お産に対する気持ちを考える 9 <医療処置への助産師の苦手意識>

助産師の中で「硬膜外麻酔分娩はいいものではない」と考えている人たちに、「無痛分娩は、自閉症の子供が多く生まれてくるのは、海外では常識になっています。そういうリスクもあるんです」と信じている話を聞いて驚きました。


いやぁ、本当にニセ科学の議論に出会ってよかったと思いました。


上記の無痛分娩の部分を「予防接種」に置き換えてもそのまま通じる、いわゆるニセ科学の「陰謀論」のパターンですね。


あるいは先天的な機能障害である自閉症発達障害を、「産み方」とか食べ物その他の環境因子や「育て方」と関連付けて不安がらせ、代替療法、特殊な食事療法あるいは教育方法につなげていく手法と同じです。


また無痛分娩が多い国では、一見無痛分娩が増えたことと自閉症が増えたことが関係があるように見えてしまうでしょう。
けれどもそれは、「相関関係はあるが因果関係はない」「因果関係の有無は別に証明する必要がある」
ということで説明がつくと思います。


助産師というのは、こういう怪しい説の疑い方をお母さんたちにアドバイスする立場のはずなのですけれどね。


ぜひ、助産師の教育課程でニセ科学の授業を入れて欲しいものです。


<「いいものではない」と感じる他の理由>


ただ、上記のような理由で硬膜外麻酔分娩を否定的にとらえる助産師はどちらかというと少数ではないかという印象です。


たぶん、医療処置が面倒だったり、医療処置の介助が苦手というところではないかと、私個人は考えています。


助産師を目指す人たちがイメージするもので書いたように、助産師教育を受ける以前から、「感動」とか「他科にはない明るさ」が助産師になる動機となりやすいことがあげられると思います。


助産師になる前から、医療介入のほとんどない分娩経過で家族に囲まれて赤ちゃん誕生を祝っているゴールのイメージトレーニングがすでにできてしまっているとも言えるでしょう。


そして1年間の教育機関では「正常分娩の介助」が優先的に教育されます。


臨床に出て初めて、促進剤を使わなければ進まないお産、吸引分娩にしなければあるいは緊急帝王切開にしなければいけないお産などに直面します。
また、合併症のある産婦さん、異常経過になった妊婦さんの看護にも対応する必要が出てきます。

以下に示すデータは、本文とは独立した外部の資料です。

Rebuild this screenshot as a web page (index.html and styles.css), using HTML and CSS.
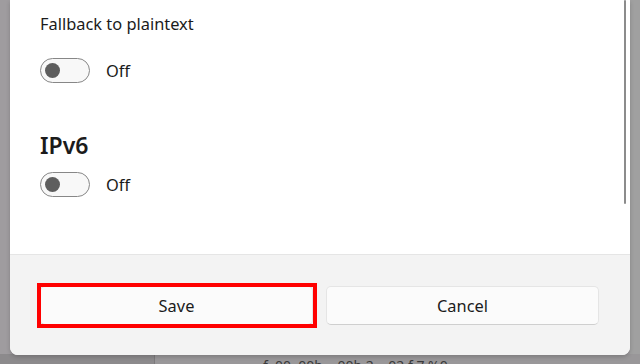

あるいは「産科は他科と違って明るい雰囲気」と思って選択すると、それまで問題がなかった二つの生命の危機に対する責任の重さを背負いきれなくなるかもしれません。


正常に経過して、楽しくおめでとう!と喜んでいるイメージを強く持ってきた助産師が乗り越えなければいけないリアリティショックです。


臨床で分娩介助の経験を積むうちに、必要な医療介入ができるリアリストにならざるをえないでしょう。
でも、基本的に、医療処置の必要性が生じるような場面が苦手と感じているのではないか、というのが一緒に働いてきた助産師仲間を見ての個人的な印象です。


硬膜外麻酔あるいは腰椎麻酔の看護は、手術時の看護にも必要だしあるいは内科での腰椎穿刺検査にも応用ができるわけで、実は産科だけでなく外科系・内科系看護にも必要な基本的な内容です。


ですから看護師さんたちのほうが、こだわりなく硬膜外麻酔分娩の介助ができるかもしれません。


楽しく幸せな出産場面のイメージトレーニングも大事ですが、母子二人の救命救急の場面のイメージトレーニングもして医療処置をどんどんこなせる知識と技術を持つ助産師を育てることがこれからの時代には必要になってくることでしょう。(*)
そうすると、助産師の無痛分娩に対する感じ方もかわってくるかもしれませんね。


(*)医師のいない出産の場でそういう知識や技術が必要ということではなく、ローリスクからハイリスクまで対応できる幅広い能力が必要という意味です。念のため。